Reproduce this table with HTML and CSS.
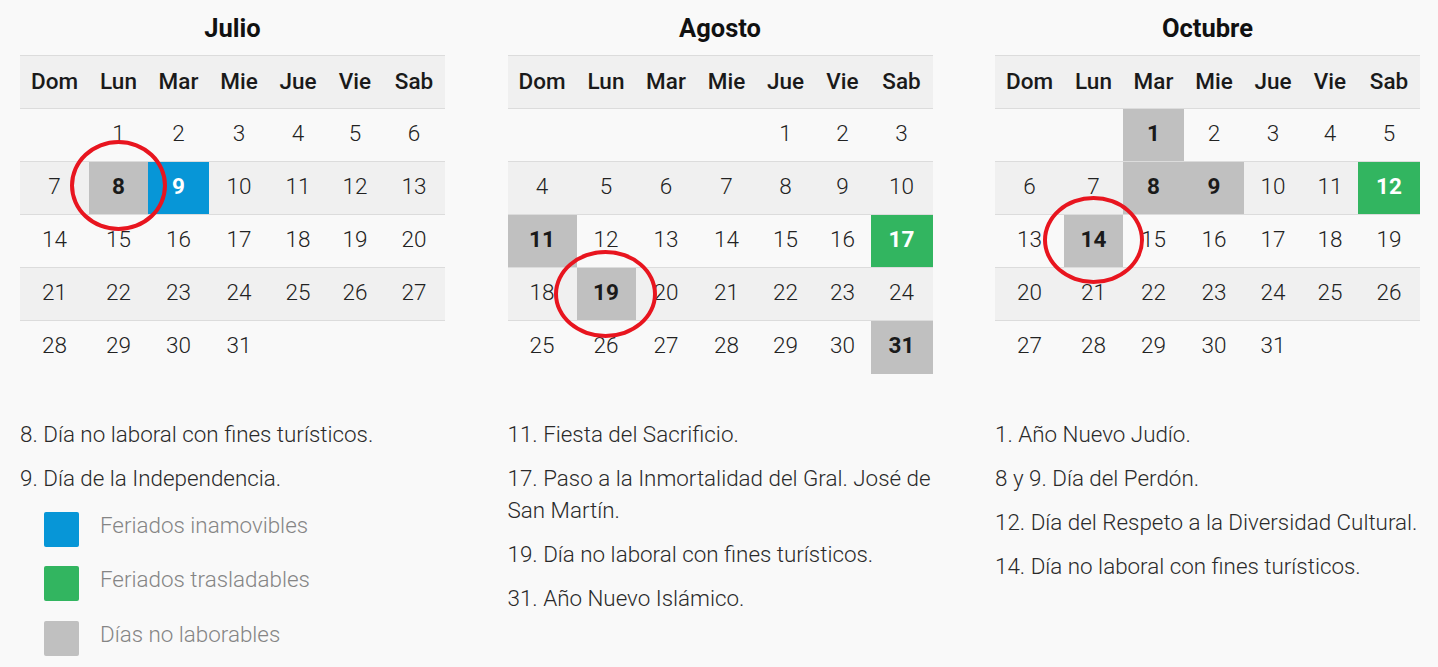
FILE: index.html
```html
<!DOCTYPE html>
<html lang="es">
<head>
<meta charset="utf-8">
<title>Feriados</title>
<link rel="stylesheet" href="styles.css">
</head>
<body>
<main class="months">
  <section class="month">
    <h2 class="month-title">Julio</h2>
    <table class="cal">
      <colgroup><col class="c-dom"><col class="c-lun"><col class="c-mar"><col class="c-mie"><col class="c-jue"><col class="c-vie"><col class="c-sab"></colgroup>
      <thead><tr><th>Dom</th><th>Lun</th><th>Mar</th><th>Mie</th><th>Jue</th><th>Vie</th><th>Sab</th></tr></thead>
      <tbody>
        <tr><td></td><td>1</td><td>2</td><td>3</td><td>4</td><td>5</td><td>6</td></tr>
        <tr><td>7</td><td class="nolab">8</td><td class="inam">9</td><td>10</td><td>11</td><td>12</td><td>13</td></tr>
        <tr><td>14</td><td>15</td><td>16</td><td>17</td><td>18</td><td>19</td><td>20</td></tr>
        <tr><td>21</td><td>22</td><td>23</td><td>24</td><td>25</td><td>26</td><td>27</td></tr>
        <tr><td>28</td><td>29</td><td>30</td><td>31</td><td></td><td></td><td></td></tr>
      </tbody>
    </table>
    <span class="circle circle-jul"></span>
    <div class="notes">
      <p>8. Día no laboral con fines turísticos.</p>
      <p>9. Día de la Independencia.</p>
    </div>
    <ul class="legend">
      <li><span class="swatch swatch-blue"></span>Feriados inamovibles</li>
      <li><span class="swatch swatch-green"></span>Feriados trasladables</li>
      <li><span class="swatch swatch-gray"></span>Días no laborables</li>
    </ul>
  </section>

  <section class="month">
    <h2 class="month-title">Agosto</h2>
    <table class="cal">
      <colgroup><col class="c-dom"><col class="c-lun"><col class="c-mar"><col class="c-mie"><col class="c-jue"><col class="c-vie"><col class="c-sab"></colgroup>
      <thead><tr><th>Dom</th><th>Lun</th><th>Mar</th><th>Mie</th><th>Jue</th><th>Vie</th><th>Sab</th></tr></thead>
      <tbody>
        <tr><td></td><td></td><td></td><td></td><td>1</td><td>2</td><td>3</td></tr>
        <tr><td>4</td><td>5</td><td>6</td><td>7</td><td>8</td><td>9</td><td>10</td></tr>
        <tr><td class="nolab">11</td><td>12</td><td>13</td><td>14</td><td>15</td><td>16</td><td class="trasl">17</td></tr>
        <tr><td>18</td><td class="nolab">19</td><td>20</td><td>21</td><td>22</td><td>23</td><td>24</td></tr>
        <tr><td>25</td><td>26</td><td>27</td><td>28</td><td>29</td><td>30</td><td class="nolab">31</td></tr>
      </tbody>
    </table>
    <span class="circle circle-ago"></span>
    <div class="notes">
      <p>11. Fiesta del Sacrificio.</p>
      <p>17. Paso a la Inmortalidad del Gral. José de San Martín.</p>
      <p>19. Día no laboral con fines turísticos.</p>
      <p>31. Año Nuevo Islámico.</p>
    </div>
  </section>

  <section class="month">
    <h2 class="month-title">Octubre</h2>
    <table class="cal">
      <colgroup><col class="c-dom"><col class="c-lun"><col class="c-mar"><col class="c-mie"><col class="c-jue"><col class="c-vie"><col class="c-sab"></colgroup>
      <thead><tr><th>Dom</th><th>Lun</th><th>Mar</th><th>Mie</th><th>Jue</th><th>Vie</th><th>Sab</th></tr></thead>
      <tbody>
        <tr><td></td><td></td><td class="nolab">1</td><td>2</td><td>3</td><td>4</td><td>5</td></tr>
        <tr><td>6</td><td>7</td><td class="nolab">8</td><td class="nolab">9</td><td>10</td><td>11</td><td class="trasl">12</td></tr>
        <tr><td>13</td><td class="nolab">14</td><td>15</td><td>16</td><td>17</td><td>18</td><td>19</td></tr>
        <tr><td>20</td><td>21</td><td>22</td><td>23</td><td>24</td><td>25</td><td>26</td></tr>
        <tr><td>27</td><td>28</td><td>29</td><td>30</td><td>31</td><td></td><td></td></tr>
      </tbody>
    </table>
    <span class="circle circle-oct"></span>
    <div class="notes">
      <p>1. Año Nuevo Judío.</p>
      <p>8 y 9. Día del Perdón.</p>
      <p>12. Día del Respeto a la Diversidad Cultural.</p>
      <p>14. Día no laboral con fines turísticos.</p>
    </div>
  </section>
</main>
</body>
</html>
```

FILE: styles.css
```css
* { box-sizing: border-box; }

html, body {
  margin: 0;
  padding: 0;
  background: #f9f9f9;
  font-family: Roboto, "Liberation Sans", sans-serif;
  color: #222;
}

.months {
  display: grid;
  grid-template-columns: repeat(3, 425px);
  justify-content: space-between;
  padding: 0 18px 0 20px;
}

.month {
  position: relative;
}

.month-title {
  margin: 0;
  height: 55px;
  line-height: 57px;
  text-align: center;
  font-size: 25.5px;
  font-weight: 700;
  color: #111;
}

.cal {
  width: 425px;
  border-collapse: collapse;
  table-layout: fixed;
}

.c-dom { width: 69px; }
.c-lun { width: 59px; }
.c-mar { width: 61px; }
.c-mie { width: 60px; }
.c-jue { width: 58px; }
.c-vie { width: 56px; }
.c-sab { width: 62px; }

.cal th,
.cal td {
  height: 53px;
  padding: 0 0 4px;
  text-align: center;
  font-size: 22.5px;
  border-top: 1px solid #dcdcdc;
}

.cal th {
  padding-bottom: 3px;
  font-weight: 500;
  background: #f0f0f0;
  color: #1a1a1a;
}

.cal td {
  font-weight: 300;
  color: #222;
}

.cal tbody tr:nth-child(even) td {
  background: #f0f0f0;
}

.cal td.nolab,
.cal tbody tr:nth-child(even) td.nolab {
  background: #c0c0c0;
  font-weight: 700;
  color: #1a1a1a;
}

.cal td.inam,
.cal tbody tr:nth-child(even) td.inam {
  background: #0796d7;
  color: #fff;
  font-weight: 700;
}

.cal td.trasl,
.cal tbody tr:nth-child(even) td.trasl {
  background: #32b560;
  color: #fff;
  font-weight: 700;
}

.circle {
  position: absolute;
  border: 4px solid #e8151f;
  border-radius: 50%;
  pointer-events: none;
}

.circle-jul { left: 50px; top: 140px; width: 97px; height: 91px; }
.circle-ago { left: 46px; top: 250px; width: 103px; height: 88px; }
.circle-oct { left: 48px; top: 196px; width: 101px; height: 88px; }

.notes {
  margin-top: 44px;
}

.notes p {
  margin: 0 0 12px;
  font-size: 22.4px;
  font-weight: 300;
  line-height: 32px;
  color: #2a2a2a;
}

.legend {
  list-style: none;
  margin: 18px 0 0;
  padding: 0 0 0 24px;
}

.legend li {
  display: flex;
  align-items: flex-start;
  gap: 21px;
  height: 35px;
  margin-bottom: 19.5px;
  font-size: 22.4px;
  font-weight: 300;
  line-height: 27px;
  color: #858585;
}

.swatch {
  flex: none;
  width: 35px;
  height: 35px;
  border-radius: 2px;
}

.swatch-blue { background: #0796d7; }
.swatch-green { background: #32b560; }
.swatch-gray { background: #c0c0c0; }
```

+++++

### Problem requirements
Quote the preceding listing precisely and completely, omitting its images.

### Result of the exercise
Reproduce this table with HTML and CSS.
FILE: index.html
```html
<!DOCTYPE html>
<html lang="es">
<head>
<meta charset="utf-8">
<title>Feriados</title>
<link rel="stylesheet" href="styles.css">
</head>
<body>
<main class="months">
  <section class="month">
    <h2 class="month-title">Julio</h2>
    <table class="cal">
      <colgroup><col class="c-dom"><col class="c-lun"><col class="c-mar"><col class="c-mie"><col class="c-jue"><col class="c-vie"><col class="c-sab"></colgroup>
      <thead><tr><th>Dom</th><th>Lun</th><th>Mar</th><th>Mie</th><th>Jue</th><th>Vie</th><th>Sab</th></tr></thead>
      <tbody>
        <tr><td></td><td>1</td><td>2</td><td>3</td><td>4</td><td>5</td><td>6</td></tr>
        <tr><td>7</td><td class="nolab">8</td><td class="inam">9</td><td>10</td><td>11</td><td>12</td><td>13</td></tr>
        <tr><td>14</td><td>15</td><td>16</td><td>17</td><td>18</td><td>19</td><td>20</td></tr>
        <tr><td>21</td><td>22</td><td>23</td><td>24</td><td>25</td><td>26</td><td>27</td></tr>
        <tr><td>28</td><td>29</td><td>30</td><td>31</td><td></td><td></td><td></td></tr>
      </tbody>
    </table>
    <span class="circle circle-jul"></span>
    <div class="notes">
      <p>8. Día no laboral con fines turísticos.</p>
      <p>9. Día de la Independencia.</p>
    </div>
    <ul class="legend">
      <li><span class="swatch swatch-blue"></span>Feriados inamovibles</li>
      <li><span class="swatch swatch-green"></span>Feriados trasladables</li>
      <li><span class="swatch swatch-gray"></span>Días no laborables</li>
    </ul>
  </section>

  <section class="month">
    <h2 class="month-title">Agosto</h2>
    <table class="cal">
      <colgroup><col class="c-dom"><col class="c-lun"><col class="c-mar"><col class="c-mie"><col class="c-jue"><col class="c-vie"><col class="c-sab"></colgroup>
      <thead><tr><th>Dom</th><th>Lun</th><th>Mar</th><th>Mie</th><th>Jue</th><th>Vie</th><th>Sab</th></tr></thead>
      <tbody>
        <tr><td></td><td></td><td></td><td></td><td>1</td><td>2</td><td>3</td></tr>
        <tr><td>4</td><td>5</td><td>6</td><td>7</td><td>8</td><td>9</td><td>10</td></tr>
        <tr><td class="nolab">11</td><td>12</td><td>13</td><td>14</td><td>15</td><td>16</td><td class="trasl">17</td></tr>
        <tr><td>18</td><td class="nolab">19</td><td>20</td><td>21</td><td>22</td><td>23</td><td>24</td></tr>
        <tr><td>25</td><td>26</td><td>27</td><td>28</td><td>29</td><td>30</td><td class="nolab">31</td></tr>
      </tbody>
    </table>
    <span class="circle circle-ago"></span>
    <div class="notes">
      <p>11. Fiesta del Sacrificio.</p>
      <p>17. Paso a la Inmortalidad del Gral. José de San Martín.</p>
      <p>19. Día no laboral con fines turísticos.</p>
      <p>31. Año Nuevo Islámico.</p>
    </div>
  </section>

  <section class="month">
    <h2 class="month-title">Octubre</h2>
    <table class="cal">
      <colgroup><col class="c-dom"><col class="c-lun"><col class="c-mar"><col class="c-mie"><col class="c-jue"><col class="c-vie"><col class="c-sab"></colgroup>
      <thead><tr><th>Dom</th><th>Lun</th><th>Mar</th><th>Mie</th><th>Jue</th><th>Vie</th><th>Sab</th></tr></thead>
      <tbody>
        <tr><td></td><td></td><td class="nolab">1</td><td>2</td><td>3</td><td>4</td><td>5</td></tr>
        <tr><td>6</td><td>7</td><td class="nolab">8</td><td class="nolab">9</td><td>10</td><td>11</td><td class="trasl">12</td></tr>
        <tr><td>13</td><td class="nolab">14</td><td>15</td><td>16</td><td>17</td><td>18</td><td>19</td></tr>
        <tr><td>20</td><td>21</td><td>22</td><td>23</td><td>24</td><td>25</td><td>26</td></tr>
        <tr><td>27</td><td>28</td><td>29</td><td>30</td><td>31</td><td></td><td></td></tr>
      </tbody>
    </table>
    <span class="circle circle-oct"></span>
    <div class="notes">
      <p>1. Año Nuevo Judío.</p>
      <p>8 y 9. Día del Perdón.</p>
      <p>12. Día del Respeto a la Diversidad Cultural.</p>
      <p>14. Día no laboral con fines turísticos.</p>
    </div>
  </section>
</main>
</body>
</html>
```

FILE: styles.css
```css
* { box-sizing: border-box; }

html, body {
  margin: 0;
  padding: 0;
  background: #f9f9f9;
  font-family: Roboto, "Liberation Sans", sans-serif;
  color: #222;
}

.months {
  display: grid;
  grid-template-columns: repeat(3, 425px);
  justify-content: space-between;
  padding: 0 18px 0 20px;
}

.month {
  position: relative;
}

.month-title {
  margin: 0;
  height: 55px;
  line-height: 57px;
  text-align: center;
  font-size: 25.5px;
  font-weight: 700;
  color: #111;
}

.cal {
  width: 425px;
  border-collapse: collapse;
  table-layout: fixed;
}

.c-dom { width: 69px; }
.c-lun { width: 59px; }
.c-mar { width: 61px; }
.c-mie { width: 60px; }
.c-jue { width: 58px; }
.c-vie { width: 56px; }
.c-sab { width: 62px; }

.cal th,
.cal td {
  height: 53px;
  padding: 0 0 4px;
  text-align: center;
  font-size: 22.5px;
  border-top: 1px solid #dcdcdc;
}

.cal th {
  padding-bottom: 3px;
  font-weight: 500;
  background: #f0f0f0;
  color: #1a1a1a;
}

.cal td {
  font-weight: 300;
  color: #222;
}

.cal tbody tr:nth-child(even) td {
  background: #f0f0f0;
}

.cal td.nolab,
.cal tbody tr:nth-child(even) td.nolab {
  background: #c0c0c0;
  font-weight: 700;
  color: #1a1a1a;
}

.cal td.inam,
.cal tbody tr:nth-child(even) td.inam {
  background: #0796d7;
  color: #fff;
  font-weight: 700;
}

.cal td.trasl,
.cal tbody tr:nth-child(even) td.trasl {
  background: #32b560;
  color: #fff;
  font-weight: 700;
}

.circle {
  position: absolute;
  border: 4px solid #e8151f;
  border-radius: 50%;
  pointer-events: none;
}

.circle-jul { left: 50px; top: 140px; width: 97px; height: 91px; }
.circle-ago { left: 46px; top: 250px; width: 103px; height: 88px; }
.circle-oct { left: 48px; top: 196px; width: 101px; height: 88px; }

.notes {
  margin-top: 44px;
}

.notes p {
  margin: 0 0 12px;
  font-size: 22.4px;
  font-weight: 300;
  line-height: 32px;
  color: #2a2a2a;
}

.legend {
  list-style: none;
  margin: 18px 0 0;
  padding: 0 0 0 24px;
}

.legend li {
  display: flex;
  align-items: flex-start;
  gap: 21px;
  height: 35px;
  margin-bottom: 19.5px;
  font-size: 22.4px;
  font-weight: 300;
  line-height: 27px;
  color: #858585;
}

.swatch {
  flex: none;
  width: 35px;
  height: 35px;
  border-radius: 2px;
}

.swatch-blue { background: #0796d7; }
.swatch-green { background: #32b560; }
.swatch-gray { background: #c0c0c0; }
```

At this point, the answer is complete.